TIRESIA
Article
publié dans la Lettre n° 219
TIRESIA. Film franco-canadien de Bertrand
Bonello avec Laurent Lucas, Clara Choveaux, Thiago Telès, Célia
Catalifo, Lou Castel (2003-couleurs-1h55).
Tiresia, un transsexuel brésilien est attiré puis séquestré dans
un pavillon de banlieue par Terranova, un psychopathe. Huis-clos
angoissant pour ce jeune homme dont toute la jeune vie a jusqu’ici
été tournée vers un seul objectif, sa lente transformation physique
et psychique qui lui renvoient aujourd’hui le reflet d’une belle
jeune femme. Que lui veut cet homme calme et froid qui contemple
sans le toucher son corps d’Aphrodite? Mais les jours passant, manquant
d’hormones, Tiresia regarde sa beauté équivoque tendre de nouveau
vers cette masculinité qui le désespère.Terranova considère lui
aussi cette beauté qui se fane et qui ne correspond plus à l’idéal
auquel il aspirait: « l’original est vulgaire, une tentative et
la copie est parfaite ». La copie échappe à sa quête d’absolu. La
violence de sa réaction est à la hauteur de sa déception: il crève
les yeux de Tiresia et l’abandonne en pleine campagne dans un chemin
creux.
Recueilli par Anna, une jeune fille pure, Tiresia devenu aveugle,
passe du désespoir à l’acceptation. Rendu à sa fonction première,
masculine, il va se découvrir un don de prémonition. Mais ses prédictions,
qui attirent de nombreux visiteurs en quête d'espoir, gênent l’Eglise
et le père François en particulier: « A moi, ils ne confient que
leur quotidien, à Tiresia ils lui ont confié leur âme ». Sous les
traits du prêtre se dessinent ceux de Terranova. Terranova et lui
ne font qu’un, tournés vers un absolu impossible à atteindre. Le
père devra, lui aussi, recourir à la violence.

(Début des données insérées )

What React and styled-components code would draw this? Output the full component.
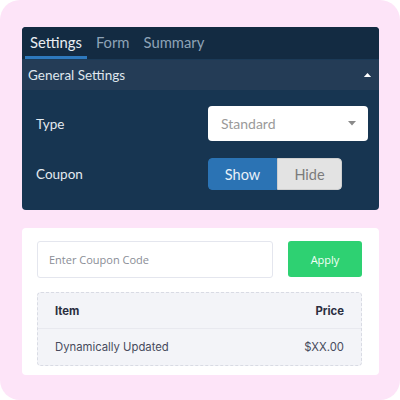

Inspiré d’un mythe grec, le film de Bertrand Bonello soulève de
nombreux problèmes: le regard sur soi, la quête de la beauté, d’un
absolu inaccessible, le double jeu de l’original et de sa copie.
Son film est une œuvre d’art tant par la profondeur du sujet traité
que par la beauté esthétique qui le caractérise, un travail impressionnant
sur la mise en scène, sur le cadrage des personnages et le contraste
des couleurs. L’opposition entre l’enfermement de la première partie
et celui volontairement extérieur de la seconde, permet de traduire
la lente retransformation tant physique que psychique du personnage
de Tiresia, interprété de façon étonnante par une Clara Choveaux
équivoque, puis par Thiago Telès, remarquable oracle à la merci
d’un destin incontrôlable. Un film captivant parce qu’il mêle savamment
la beauté et la laideur, tant physique que morale.